ZIMBABWE's mining industry, reeling from a punitive tax regime, has proposed massive fee cuts of almost 100 percent.
Mike-BimhaThe industry argues that most Greenfield mining projects were still in their infancy and struggling. Higher tax levels were therefore threatening their viability.
This, said the Chamber of Mines of Zimbabwe (CoMZ) in its recently released 2012 annual report, required intervention in the form of a favourable tax system to see them through a most difficult period, not a hostile tax regime that includes high fees and other statutory obligations that could pose serious threats to their survival.
The proposal could have far-reaching consequences on State revenue inflows given the fact that government has recently been largely dependent on the sector for income.
At the same times, however, a tax and fees system that would encourage investment inflows into Zimbabwe would be critical for economic recovery.
The sector's proposals also warned that high taxes and fees acted as a barrier to the entrance of indigenous players.
It recommended that fees for application for registration of precious metals or precious stone block, currently at $100 000, should be reduced to $300.
Through a statutory instrument issued in January 2012, government had placed the same fees at $1 million for diamond mining firms.
But the mining industry has proposed that this fee must also be slashed by 99,97 percent to $300.
It proposed that that platinum miners must be charged $300, from $2,5 million.
"At this stage in the development of projects, no income is being generated," the CoMZ said in the report.
It proposed that application fees for registration as an approved prospector be reduced from $5 000 to $3 000, while the application for renewal as an approved prospector must be slashed to $500, from $1 000.
Duplicate certificate of registration as an approved prospector, said the report, can remain at $1 500, noting however that even these recommended prices were too high.
The CoMZ's proposals were part of a wide range of fee cuts that the industry wants reviewed to avert the potential of a prolonged crisis which could result in mine closures and job cuts.
International commodity prices have been on the decline, worsening the mining sector's woes.
Last week, gold prices slumped to $1 277 per ounce after spending most of the first half trading between $1 600 per ounce and $1 700 per ounce.
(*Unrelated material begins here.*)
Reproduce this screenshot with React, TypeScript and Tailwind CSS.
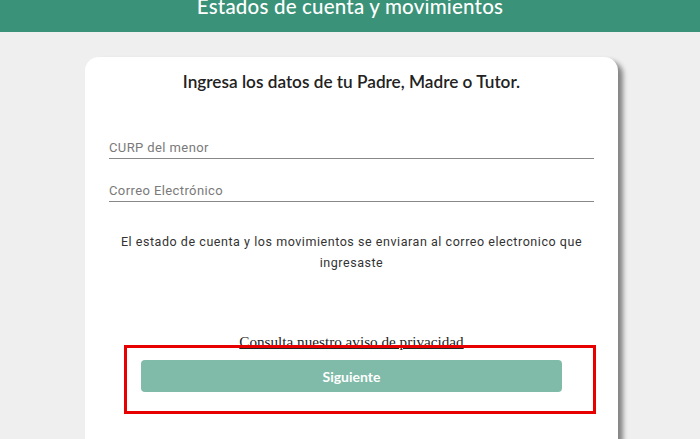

Gold mines have been losing about $500 per each ounce produced.
Nickel prices have also declined to about $13 800, after trading close to $15 000 per tonne.
Keeping mining fees at "extremely high" rates has the potential to trigger investor flight to alternative destinations, such as Western Australia and Tanzania.
The CoMZ cited several regional and international comparatives, including in Tanzania, Nigeria, South Africa, Zambia, Botswana and Western Australia, where fees ranged between $64 and $3 000.
Zimbabwe's government has been facing significant challenges, highlighted by weak fiscal inflows against increasing demand for cash.
Government had relied on revenues from the mining industry, especially diamonds, to fund its budget.
It would be unlikely to accede to demands by mines to cut both fees and taxes.
Government has hiked royalty rates five times in the past three years, with those for gold and platinum increasing by more than 100 percent and 200 percent respectively.
The industry says these increases have frustrated growth and viability in the industry.
Labour and Economic Development Research Institute of Zimbabwe economist, Prosper Chatambara, said there was need to review mining fees in Zimbabwe, but warned that this must be balanced with a careful review of the prevailing tax system.
"Mines in Zimbabwe have been making a killing," said Chatambara.
"There has been a lot of transfer pricing," he said.
"The mining industry has not been contributing enough through taxes. Zimbabwe needs a mineral based tax system to make sure the economy is not prejudiced. I think the mining industry can actually do more," said Chatambara.